There are a couple of factors that play into how partition pruning helps.
(1) Access pattern based on the frequency of dimensions (and their number)
being accessed.
(2) Data distribution across the dimensions listed in (1). If there is
skew, partition pruning can be of no use.
(3) Cardinality of the dimensions listed in (1)
(4) Partition directory hierarchy i.e. ordering

In your case, it would be enough to assume the directory structure listed.
However, I recommend reordering the directory structure (put location on
top and time below it) and do the testing. Data layouts need to be
experimented with.

Instead of hand-waving, I decided to do a mental exercise to show you how I
think about these problems.

Let us do a thought exercise and make the following assumptions. Assume the
simplest query engine that returns all the rows based on a filter
condition. It does no optimization on filters but just scans the records to
see if a filter condition is met or not. Also assume that you have limited
cluster resources to scan these records (does not matter how many ideal
parallel machines you have, the resources are not infinite).

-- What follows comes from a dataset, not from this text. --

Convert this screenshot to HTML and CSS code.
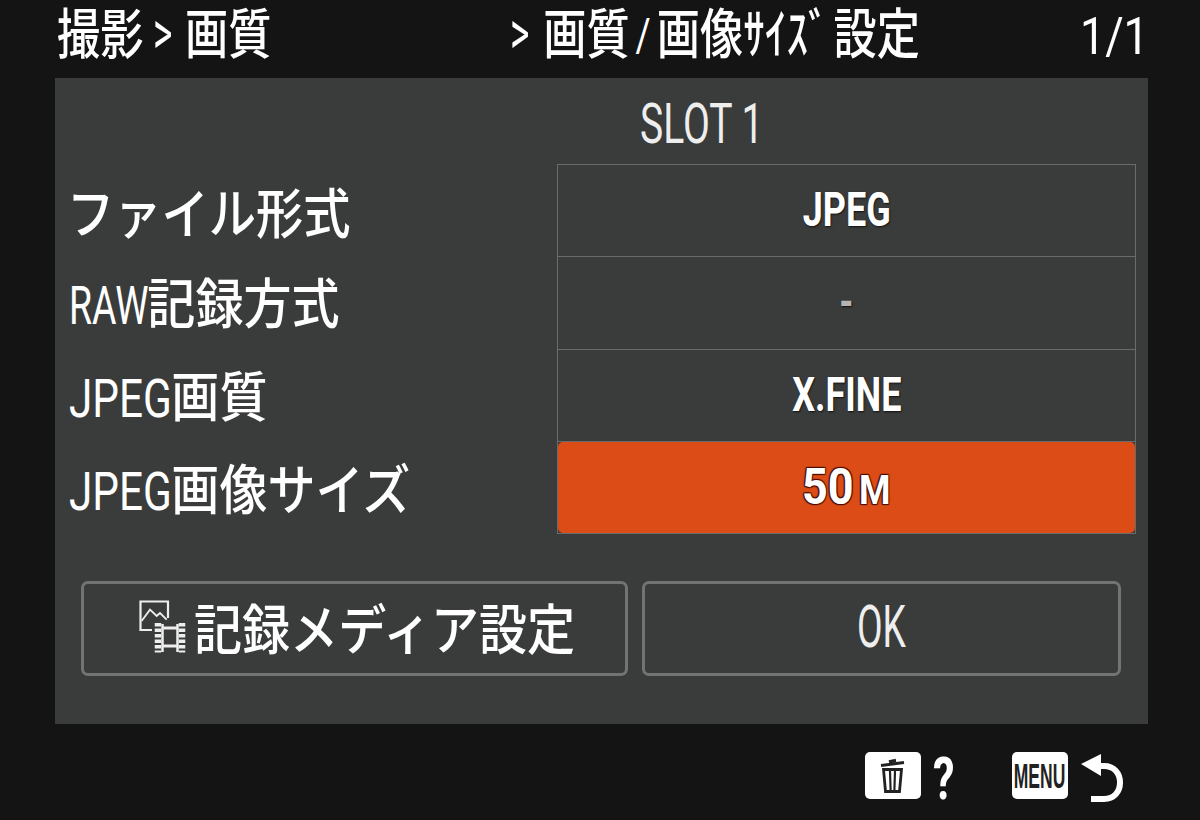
FILE: index.html
```html
<!DOCTYPE html>
<html lang="ja">
<head>
<meta charset="utf-8">
<title>画質/画像サイズ設定</title>
<link rel="stylesheet" href="styles.css">
</head>
<body>
<div class="screen">
  <header class="top">
    <div class="crumb"><span class="sq sq-head">撮影<span class="chev chev-crumb">&gt;</span>画質</span></div>
    <div class="title"><span class="sq sq-head"><span class="chev chev-title">&gt;</span>画質<span class="slash">/</span>画像<span class="hw">ｻｲｽﾞ</span>設定</span></div>
    <div class="page"><span class="sq sq-page">1/1</span></div>
  </header>
  <main class="panel">
    <div class="slot"><span class="sq sq-slot">SLOT 1</span></div>
    <div class="form">
      <div class="labels">
        <div class="label label-first"><span class="sq sq-label sq-kana">ファイル形式</span></div>
        <div class="label"><span class="sq sq-label"><span class="lat lat-raw"><span class="lat-in lat-in-raw">RAW</span></span>記録方式</span></div>
        <div class="label"><span class="sq sq-label"><span class="lat lat-jpeg"><span class="lat-in lat-in-jpeg">JPEG</span></span>画質</span></div>
        <div class="label"><span class="sq sq-label"><span class="lat lat-jpeg"><span class="lat-in lat-in-jpeg">JPEG</span></span>画像サイズ</span></div>
      </div>
      <div class="values">
        <div class="value"><span class="sq sq-val">JPEG</span></div>
        <div class="value dim"><span class="sq sq-val">-</span></div>
        <div class="value"><span class="sq sq-val">X.FINE</span></div>
        <div class="value selected"><span class="sq sq-sel">50<small class="unit">M</small></span></div>
      </div>
    </div>
    <div class="actions">
      <div class="btn btn-media">
        <svg class="media-icon" width="49" height="54" viewBox="0 0 49 54" fill="none" stroke="#eee">
          <path d="M13 30H1.500V1.500H29V18" stroke-width="2.200"/>
          <path d="M2.600 21L11 9.700l6.700 6.300 3.300-3 6.700 6.700" stroke-width="1.800"/>
          <path d="M23.500 24v28M38.500 24v28" stroke-width="2.500"/>
          <path d="M23 28h16M23 46h16" stroke-width="3"/>
          <path d="M19 23v29.500M43 23v29.500" stroke-width="6.500" stroke-dasharray="3.600 1.900"/>
        </svg>
        <span class="sq sq-media">記録メディア設定</span>
      </div>
      <div class="btn btn-ok"><span class="sq sq-ok">OK</span></div>
    </div>
  </main>
  <footer class="bottom">
    <div class="hint hint-del">
      <div class="badge badge-del">
        <svg width="26" height="38" viewBox="0 0 26 38" fill="none" stroke="#222">
          <path d="M1 8.500l23-3" stroke-width="2.800"/>
          <path d="M9 5l7-1.500" stroke-width="3.400"/>
          <path d="M3.500 12.500h18l-2 22h-14z" stroke-width="2.800"/>
          <path d="M10 14l.6 19M15 14l-.6 19" stroke-width="2.200"/>
        </svg>
      </div>
      <span class="sq sq-q">?</span>
    </div>
    <div class="hint hint-menu">
      <div class="badge badge-menu"><span class="sq sq-menu">MENU</span></div>
      <svg class="back-icon" width="44" height="52" viewBox="0 0 44 52" fill="none">
        <path d="M1 12L21 2v22z" fill="#fff"/>
        <path d="M18 14h6c10 0 16 7 16 16.500S34 47 24 47H11" stroke="#fff" stroke-width="6"/>
      </svg>
    </div>
  </footer>
</div>
</body>
</html>
```
FILE: styles.css
```css
* { box-sizing: border-box; }
html, body { margin: 0; padding: 0; }
body {
  width: 1200px;
  height: 820px;
  overflow: hidden;
  background: #141414;
  color: #fff;
  font-family: "Noto Sans CJK JP", "Noto Sans", sans-serif;
}
.screen { width: 1200px; height: 820px; display: flex; flex-direction: column; }
.sq { display: inline-block; white-space: pre; line-height: 1; }

.top {
  height: 78px;
  display: flex;
  align-items: center;
  padding: 0 0 18px 57px;
  font-size: 54px;
  font-weight: 500;
}
.crumb { width: 453px; flex: none; }
.title { width: 570px; flex: none; }
.sq-head { transform: scaleX(.8); transform-origin: left center; }
.chev {
  display: inline-block;
  font-family: Roboto, sans-serif;
  font-weight: 400;
  font-size: 62px;
  line-height: 0;
  transform: scaleX(.75);
  transform-origin: left center;
}
.chev-crumb { width: 40px; margin-left: 12px; }
.chev-title { width: 41.500px; }
.slash {
  display: inline-block;
  width: 34px;
  text-align: center;
  font-family: Roboto, sans-serif;
  font-weight: 400;
  font-size: 46px;
  vertical-align: 3px;
}
.hw { margin-right: 5px; }
.sq-page {
  font-family: Roboto, sans-serif;
  font-weight: 400;
  font-size: 52px;
  transform: scaleX(.86);
  transform-origin: left center;
}

.panel {
  height: 646px;
  margin: 0 52px 0 55px;
  background: #3a3c3b;
  display: flex;
  flex-direction: column;
  flex: none;
}
.slot {
  height: 86px;
  padding: 6px 0 0 585px;
  display: flex;
  align-items: center;
  font-size: 55px;
  font-family: Roboto, sans-serif;
  color: #eee;
}
.sq-slot { transform: scaleX(.71); transform-origin: left center; }

.form { display: flex; height: 370px; padding: 0 12px 0 14px; }
.labels { width: 488px; display: flex; flex-direction: column; flex: none; }
.label { flex: 1; display: flex; align-items: center; font-size: 54px; font-weight: 500; padding-top: 4px; }
.label-first { padding-top: 2px; }
.sq-label { transform: scaleX(.89); transform-origin: left center; }
.sq-kana { margin-left: -2px; transform: scaleX(.875); }
.lat { display: inline-block; font-family: Roboto, sans-serif; font-weight: 400; }
.lat-raw { width: 88px; }
.lat-jpeg { width: 115px; }
.lat-in { display: inline-block; transform-origin: left center; }
.lat-in-raw { transform: scaleX(.78); }
.lat-in-jpeg { transform: scaleX(.88); }
.values {
  width: 579px;
  display: flex;
  flex-direction: column;
  border: 1px solid #6a6c6b;
  flex: none;
}
.value {
  flex: 1;
  display: flex;
  align-items: center;
  justify-content: center;
  border-bottom: 1px solid #6a6c6b;
  font-family: Roboto, sans-serif;
  font-weight: 700;
  font-size: 48px;
  padding-bottom: 1px;
}
.value:last-child { border-bottom: 0; }
.sq-val { transform: scaleX(.75); text-shadow: 1px 1px 2px #111; }
.dim { color: #b4b4b4; }
.selected { background: #dc4c17; border-radius: 5px; }
.sq-sel { font-size: 50px; transform: scaleX(.9); text-shadow: 1px 1px 1px #4a0d00, -1px -1px 1px #4a0d00, 1px -1px 1px #4a0d00, -1px 1px 1px #4a0d00; }
.unit { font-size: 40px; margin-left: 6px; }

.actions { display: flex; gap: 14px; padding: 47px 27px 0 26px; }
.btn {
  height: 95px;
  border: 3px solid #727473;
  border-radius: 7px;
  display: flex;
  align-items: center;
  justify-content: center;
  flex: none;
}
.btn-media { width: 547px; gap: 6px; font-size: 54px; font-weight: 500; padding: 0 0 3px 4px; }
.btn-ok { width: 479px; font-size: 60px; font-family: Roboto, sans-serif; color: #eee; padding-bottom: 3px; }
.sq-media { width: 380px; transform: scaleX(.89); transform-origin: left center; }
.sq-ok { transform: scaleX(.62); }
.media-icon { flex: none; }

.bottom {
  flex: 1;
  display: flex;
  justify-content: flex-end;
  padding: 28px 76px 0 0;
  gap: 59px;
}
.hint { display: flex; align-items: flex-start; gap: 12px; }
.badge {
  height: 47px;
  width: 56px;
  background: #fff;
  border-radius: 5px;
  display: flex;
  align-items: center;
  justify-content: center;
  color: #222;
}
.sq-q {
  font-family: Roboto, sans-serif;
  font-weight: 700;
  font-size: 60px;
  transform: scaleX(.72);
  transform-origin: left top;
  width: 20px;
  margin-top: -3px;
}
.sq-menu {
  font-family: "Liberation Sans", sans-serif;
  font-weight: 700;
  font-size: 35px;
  transform: scaleX(.5);
}
```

(A) Probability of dimensions in a query (assume that they are independent
but even with dependency you can find out using Bayesian inference rules)
1. Probability of time dimension in query: 90%
2. Probability of location dimension in query: 60%

(B) Number of records and baseline
Let us assume that the number of records in a single Parquet file is
1,000,000,000. (1 billion). Without partition pruning, you would be
scanning 1 billion records regardless of the filter condition. The data
could be there in any order and so the worst case measurement makes sense.

(C) Assume the cardinality of the directory partitions (or the cardinality
of the dimensions themselves)
Time dimension: 1000
Location dimension: 10

(D) Assume that there is no data skew and a uniform distribution for all
records. This means that 1 million records would be uniformly distributed
across 1,000,000,000/1000=1 million records per time partition. And within
each partition, you have 1 million record/10=100,000 records in each
location partition.

If the filter predicate contains a maximum of 10 conditions on subset of
the time dimensions, the worst case of cost of access: 10* 100,000=1
million records. i.e. you will access 10 folders and that should be
multiplied by number of records.

If there is a second filter predicate that contains a maximum of 5
conditions on the location, the worst case cost of access is reduced
further to 5*100,000 records.

Any query coming into the system has four possibilities with respect to
what is there in the filter predicate:
1. No time, no location dimension. The probability of this happening is
(1-0.9)*(1-0.6)=0.1*0.4=0.04.

Worst case cost of access is 0.04*1,000,000,000=40,000,000=40 million.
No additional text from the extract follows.